Porque la lengua no es propiedad de nadie: es patrimonio común, y maltratarla es una forma de incultura colectiva.
Ruido informativo, ruido mental.
Vivimos rodeados de palabras vacías: titulares, eslóganes, consignas, tweets, frases hechas. El ruido informativo se ha convertido en ruido mental.
Nunca ha habido tanto acceso a la información ni tan poca comprensión. Y nunca se ha hablado tanto para decir tan poco.
En este contexto, hablar bien —con mesura, con intención, con verdad— se vuelve una forma de resistencia cultural. Un gesto contracorriente.
La palabra como refugio y como arma.
Como escribió Blas de Otero:
“Si abrí los labios para ver el rostro puro
y terrible de mi patria,
si abrí los labios hasta desgarrármelos,
me queda la palabra.”
Nos queda la palabra, y con ella la posibilidad de reconstruirnos. Pero la palabra necesita cuidado: sin dicción no hay claridad, sin claridad no hay pensamiento, sin pensamiento no hay libertad.
Hablar bien es un modo de existir plenamente humano: significa articular el mundo, poner orden en el caos. Y frente a tanto ruido —ruido político, mediático, social, digital—, cuidar la palabra es cuidar el alma.
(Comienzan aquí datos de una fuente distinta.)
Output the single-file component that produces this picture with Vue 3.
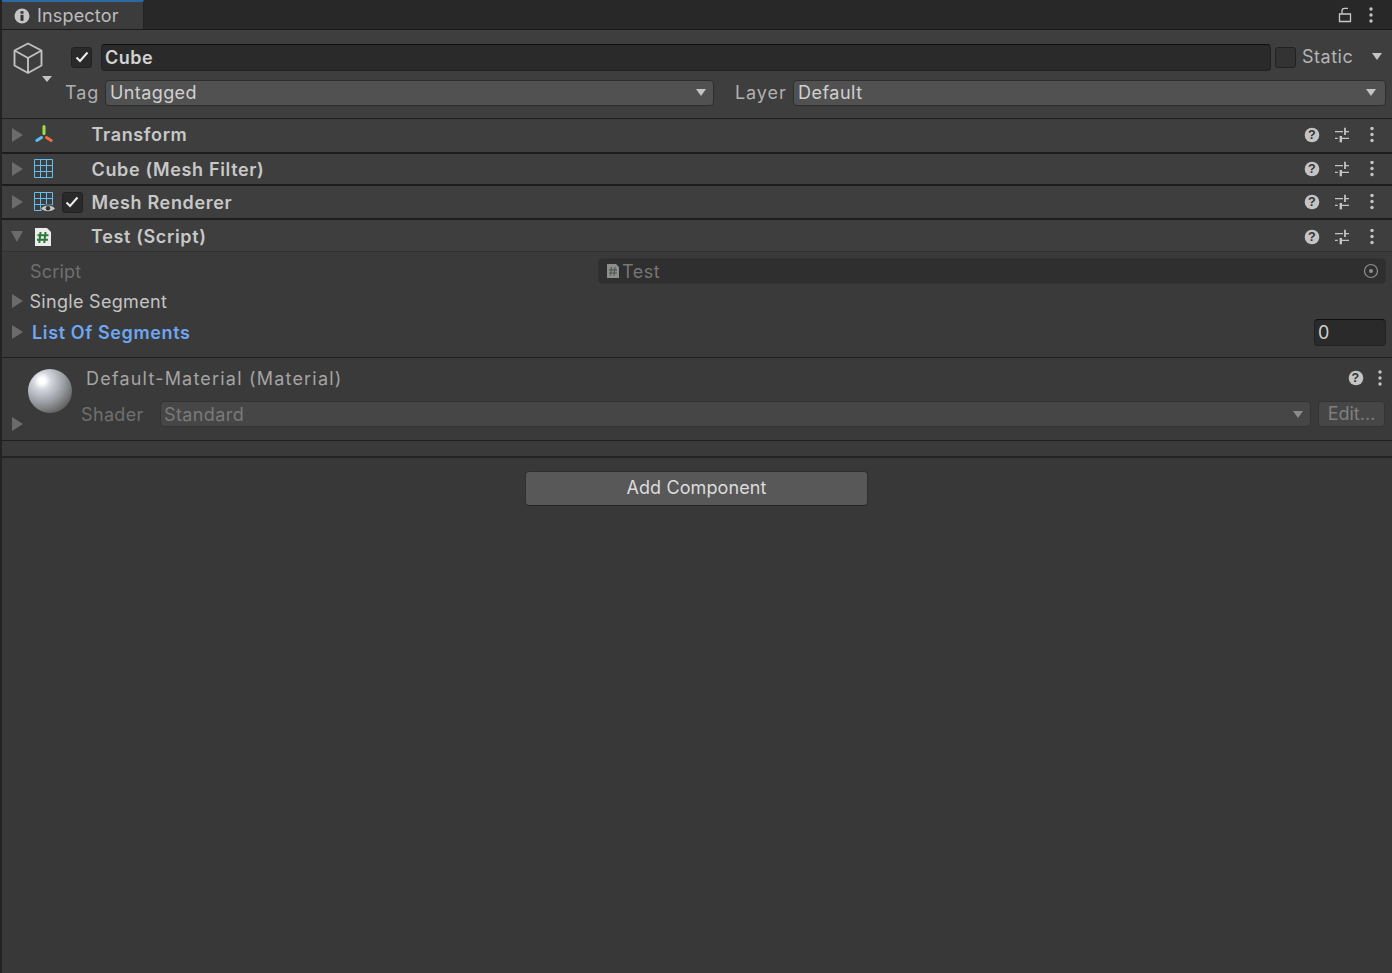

El silencio como higiene del alma.
El silencio, cada vez más escaso, es condición del pensamiento. Sin silencio no hay escucha; sin escucha no hay comprensión; sin comprensión no hay diálogo.
Necesitamos reaprender a callar, a hablar despacio, a mirar al otro, a usar la voz con medida. La buena dicción no es solo técnica: es ética. Es una manera de respetar al interlocutor y de respetarse a uno mismo.
Una pedagogía del silencio y de la palabra
Es urgente recuperar una pedagogía del silencio y de la palabra: enseñar en las escuelas a pronunciar, a declamar, a leer en voz alta, a escuchar sin interrumpir, a pensar antes de hablar.
Devolver a la voz su función original: comunicar, no imponer; esclarecer, no confundir.
Hablar bien para pensar mejor no es una frivolidad ni una nostalgia de tiempos cultos: es una necesidad espiritual, una forma de resistencia contra la barbarie del ruido.
Porque en medio del ruido —ruido, ruido, mucho ruido, demasiado ruido— solo la palabra limpia, clara y pronunciada con verdad puede salvarnos de la confusión.